Similarly with the subsequent setattr( ... ).

break

def run_game():
    while True:
        if handle_events():
            break

That works, but I'm not crazy about it. Consider switching to

def run_game():
    while not handle_events():
        ...

imports up top

This troubles me:

if __name__ == "__main__":
    ...
    import things

Move the import to top-of-file, please. We're not saving anything by conditionally importing it.

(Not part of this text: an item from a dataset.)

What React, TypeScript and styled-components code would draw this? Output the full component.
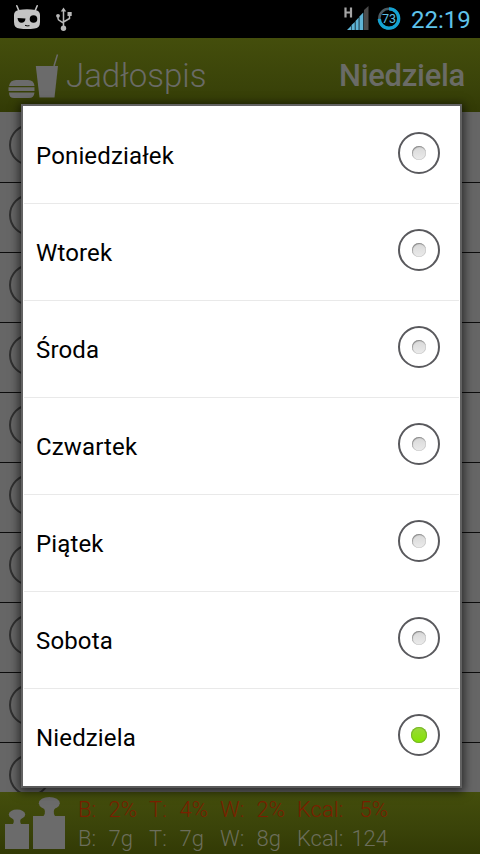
import React from 'react';
import styled, { createGlobalStyle } from 'styled-components';

const GlobalStyle = createGlobalStyle`
  * { box-sizing: border-box; }
  body { margin: 0; overflow: hidden; background: #000; font-family: Roboto, sans-serif; }
`;

const Screen = styled.div`
  position: relative;
  width: 480px;
  height: 854px;
  display: flex;
  flex-direction: column;
  overflow: hidden;
  background: #666;
`;

const StatusBar = styled.header`
  height: 38px;
  flex: none;
  display: flex;
  align-items: flex-start;
  justify-content: space-between;
  background: #000;
`;

const StatusGroup = styled.div`
  display: flex;
  align-items: flex-start;
  height: 38px;
  svg { display: block; }
`;

const Clock = styled.time`
  width: 60px;
  margin: 4px 9px 0 8px;
  font-size: 24px;
  line-height: 32px;
  white-space: nowrap;
  color: #5fc3ea;
`;

const ActionBar = styled.div`
  height: 74px;
  flex: none;
  display: flex;
  align-items: center;
  padding: 2px 15px 0 8px;
  background: linear-gradient(#444e0c, #3a4309 65%, #323a05);
  color: #6a6b66;
`;

const Title = styled.h1`
  flex: 1;
  margin: 0 0 0 7px;
  font-size: 33px;
  line-height: 40px;
  font-weight: 300;
`;

const DayLabel = styled.div`
  font-size: 31px;
  line-height: 40px;
  font-weight: 500;
  letter-spacing: -0.3px;
`;

const MealList = styled.ul`
  flex: 1;
  min-height: 0;
  margin: 0;
  padding: 0;
  overflow: hidden;
  list-style: none;
`;

const MealRow = styled.li`
  height: 70px;
  display: flex;
  align-items: center;
  padding-left: 9px;
  border-bottom: 1px solid #0c0c0c;
  &:first-child { height: 71px; }
`;

const MealCircle = styled.span`
  width: 42px;
  height: 42px;
  margin-top: -5px;
  border: 2px solid #303030;
  border-radius: 50%;
`;

const Summary = styled.footer`
  height: 62px;
  flex: none;
  display: flex;
  padding-left: 5px;
  background: linear-gradient(#444e0c, #3a4309 60%, #323a05);
`;

const Totals = styled.div`
  width: 324px;
  margin: 3px 0 0 12px;
`;

const TotalsRow = styled.div<{ $over?: boolean }>`
  display: grid;
  grid-template-columns: 27px 32px 12px 28px 31px 12px 29px 36px 12px 46px 45px;
  height: 29px;
  line-height: 29px;
  font-size: 22px;
  font-weight: 300;
  white-space: nowrap;
  color: ${p => (p.$over ? '#7a1f00' : '#6c6e5c')};
`;

const TotalLabel = styled.span<{ $col: number }>`
  grid-column: ${p => p.$col};
`;

const TotalValue = styled.span<{ $col: number; $shift?: boolean }>`
  grid-column: ${p => p.$col};
  display: flex;
  justify-content: flex-end;
  padding-right: ${p => (p.$shift ? '4px' : '0')};
`;

const Dialog = styled.div`
  position: absolute;
  left: 21px;
  top: 104px;
  width: 441px;
  height: 684px;
  border: 2px solid #626262;
  border-bottom-color: #5a5a5a;
  background: #fff;
  box-shadow: 0 2px 9px 2px rgba(0, 0, 0, 0.6);
`;

const Option = styled.div`
  height: 97px;
  display: flex;
  align-items: center;
  justify-content: space-between;
  margin: 0 1px;
  padding: 2px 19px 0 12px;
  border-bottom: 1px solid #e9e9e9;
  &:first-child { height: 98px; padding-top: 3px; }
  &:last-child { border-bottom-color: transparent; }
`;

const OptionLabel = styled.span`
  font-size: 24px;
  line-height: 32px;
  letter-spacing: 0.15px;
  color: #000;
`;

const Radio = styled.span`
  width: 42px;
  height: 42px;
  margin-top: -6px;
  display: grid;
  place-items: center;
  border: 2px solid #59595d;
  border-radius: 50%;
`;

const Dot = styled.span<{ $on: boolean }>`
  width: ${p => (p.$on ? 16 : 14)}px;
  height: ${p => (p.$on ? 16 : 14)}px;
  border-radius: 50%;
  background: ${p => (p.$on ? 'linear-gradient(#9ad83c, #84e400)' : 'linear-gradient(#d8d8d8, #ebebeb)')};
  box-shadow: ${p => (p.$on ? 'inset 0 0 0 1px #78b52c' : 'inset 0.5px 1px 1px #868686, inset 0 0 0 0.5px #c8c8c8')};
`;

const DroidIcon = () => (
  <svg width="48" height="38" viewBox="0 0 48 38">
    <path d="M16.800 5.800 19 11M37.200 5.800 35 11" stroke="#c4c4c4" strokeWidth="1.600" strokeLinecap="round" />
    <path d="M18.500 10Q27 8.500 35.500 10Q40 11 40 15V22Q40 28 34.500 28.500Q27 29.500 19.500 28.500Q14 28 14 22V15Q14 11 18.500 10Z" fill="#c4c4c4" />
    <circle cx="33.500" cy="19" r="3.800" />
    <path d="M17.500 18 25.500 18.500Q25 22.800 21.500 22.800Q18 22.500 17.500 18Z" />
    <path d="M25 25.300Q27 26.300 29.500 25.700" fill="none" stroke="#000" strokeWidth="1" />
  </svg>
);

const UsbIcon = () => (
  <svg width="32" height="38" viewBox="0 0 32 38" fill="none" stroke="#b9b9b9" strokeWidth="1.500">
    <path d="M15.500 11V27M10 16.500V18.500Q10 20 12 20.800L15.500 23M21.500 15V18.500L15.500 22" />
    <path d="M12.800 11.500 15.500 7.500 18.200 11.500Z" fill="#b9b9b9" stroke="none" />
    <circle cx="15.500" cy="28.300" r="2.700" fill="#b9b9b9" stroke="none" />
    <circle cx="10" cy="15.800" r="1.900" fill="#b9b9b9" stroke="none" />
    <path d="M19.500 12H23.700V16H19.500Z" fill="#b9b9b9" stroke="none" />
  </svg>
);

const SignalIcon = () => (
  <svg width="32" height="38" viewBox="0 0 32 38">
    <path d="M2.500 7.500V17.500M8 7.500V17.500M2.500 12.500H8" stroke="#a5a5a5" strokeWidth="2.200" />
    <path d="M21 30V10L25.500 6V30Z" fill="#4b4b4b" />
    <path d="M4 30 8 26V30ZM8.500 30V25L11.800 22V30ZM12.500 30V21L15.700 17.500V30ZM16.400 30V16.500L20.300 12.500V30Z" fill="#5fb4d6" />
  </svg>
);

const BatteryIcon = () => (
  <svg width="28" height="38" viewBox="0 0 28 38">
    <circle cx="14" cy="18.500" r="9.700" fill="none" stroke="#4a5a62" strokeWidth="2.500" />
    <circle cx="14" cy="18.500" r="9.700" fill="none" stroke="#14a2d2" strokeWidth="3.300" strokeDasharray="45 62" transform="rotate(-90 14 18.500)" />
    <text x="14" y="23" textAnchor="middle" fontFamily="Roboto" fontSize="12.500" fill="#5cc0e6">73</text>
  </svg>
);

const FoodIcon = () => (
  <svg width="51" height="46" viewBox="8 53 51 46" fill="#6b6b6b">
    <path d="M9 86Q10 80 16 80H28Q34 80 34.500 86ZM8.500 87.300H34.500V91H8.500ZM9 92.500H34.500Q34 98 29 98H14Q9 98 9 92.500Z" />
    <path d="M35.800 66H58L54.500 97.500H39.500Z" />
    <path d="M54 66 57.500 54.500" stroke="#6b6b6b" strokeWidth="1.500" />
  </svg>
);

const WeightsIcon = () => (
  <svg width="61" height="62" viewBox="5 792 61 62" fill="#6b6b6b">
    <ellipse cx="17" cy="814.500" rx="8.200" ry="5" />
    <path d="M12 818Q15 820 13 824H5V849H29V824H21Q19 820 22 818Z" />
    <ellipse cx="49.300" cy="803.300" rx="10.500" ry="6.300" />
    <path d="M42.500 807Q47 811 43.500 816H33V849H65V816H55Q52 811 56 807Z" />
  </svg>
);

const days = ['Poniedziałek', 'Wtorek', 'Środa', 'Czwartek', 'Piątek', 'Sobota', 'Niedziela'];
const selected = 'Niedziela';
const names = ['B:', 'T:', 'W:', 'Kcal:'];
const totals = [
  { over: true, values: ['2%', '4%', '2%', '5%'] },
  { over: false, values: ['7g', '7g', '8g', '124'] },
];

export default function App() {
  return (
    <Screen>
      <GlobalStyle />
      <StatusBar>
        <StatusGroup><DroidIcon /><UsbIcon /></StatusGroup>
        <StatusGroup><SignalIcon /><BatteryIcon /><Clock>22:19</Clock></StatusGroup>
      </StatusBar>
      <ActionBar>
        <FoodIcon />
        <Title>Jadłospis</Title>
        <DayLabel>{selected}</DayLabel>
      </ActionBar>
      <MealList>
        {Array.from({ length: 10 }, (_, i) => <MealRow key={i}><MealCircle /></MealRow>)}
      </MealList>
      <Summary>
        <WeightsIcon />
        <Totals>
          {totals.map((row, r) => (
            <TotalsRow key={r} $over={row.over}>
              {names.map((name, i) => (
                <React.Fragment key={name}>
                  <TotalLabel $col={i * 3 + 1}>{name}</TotalLabel>
                  <TotalValue $col={i * 3 + 2} $shift={!row.over && i < 3}>{row.values[i]}</TotalValue>
                </React.Fragment>
              ))}
            </TotalsRow>
          ))}
        </Totals>
      </Summary>
      <Dialog role="radiogroup">
        {days.map(day => (
          <Option key={day} role="radio" aria-checked={day === selected}>
            <OptionLabel>{day}</OptionLabel>
            <Radio><Dot $on={day === selected} /></Radio>
          </Option>
        ))}
      </Dialog>
    </Screen>
  );
}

Also, the code within this __main__ guard is entirely Too Long, and should appear within def main():, hopefully with several helpers.

Answer 2

In addition to the previous thorough answer, in the things.py code, you could reduce repetition in creating the lists of file names using a loop in a function.

for image_name in [
    "rocket_stage1.png",
    "rocket_stage2.png",
    "rocket_stage3.png",
    "rocket_stage4.png",
    "rocket_stage5.png",
]

Could be:

def get_files(name):
    image_name = []
    for i in range(1, 6):
        image_name.append(f'{name}_stage{i}.png')
    return image_name

# just for demo purposes
print(get_files('rocket'))
print(get_files('enemy'))

The space_shooter.py file has a couple groups of lines that look like commented-out code, such as:

    # if event.type == pygame.KEYDOWN:
    # if event.key == pygame.K_q:
    #    spaceships[1].health = 0
    # if event.key == pygame.K_q:

Either add more comments to describe why they are there or just delete them to reduce clutter.